We gradually learn that only Joe's hard-won restraint keeps him in his gruelingly boring life and out of jail, where his anger has landed him in the past. But, unlike Gary's dad, he wants to do better — and sees an opportunity when the boy comes to him for a job.
The basic narrative of Joe — a broken man redeeming himself by fathering a kid in need — is far from original. The movie's female characters are sketchily conceived, with a couple of them seemingly present only to be abused, and the script offers up plenty of well-worn redneck-gothic tropes.
What lifts Joe above similar stories, besides the acting, is Green's intense attentiveness to setting and atmosphere. We notice not just the luminous beauty that his camera gives to sun-struck, scrubby wastelands, but also the quasi-documentary details with which Green fills in this corner of the world: the work crew's banter, the tree-killing procedure, the mysterious threesome who drops by Joe's house with a deer carcass. (He cuts steaks from it on camera, with care and aplomb.)
Many of these characters are played by nonprofessionals and have no plot relevance; they're just local color. But it's rich, varied color and, by the end, we may feel like we've been steeped in the Texas heat and had a taste of the poisonous frustration working its way through Joe's veins.
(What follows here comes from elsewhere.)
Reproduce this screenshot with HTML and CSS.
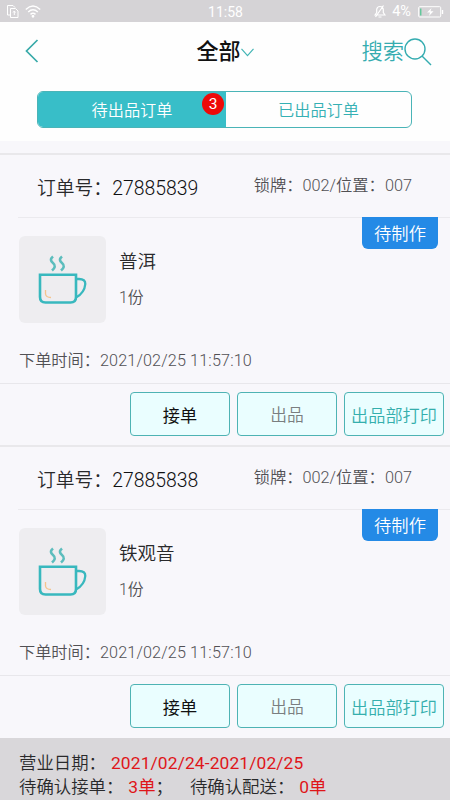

Coolidge's latest coproduction is The Disappearance of Eleanor Rigby, an acclaimed trilogy about a strained marriage that we may or may not see on our screens this fall. Meanwhile, it's good to be reminded that there are summer alternatives to robots, fairy tales, superheroes and gross-out gags — even if we have to catch them at home or during a one-week run at our local art-house cinema.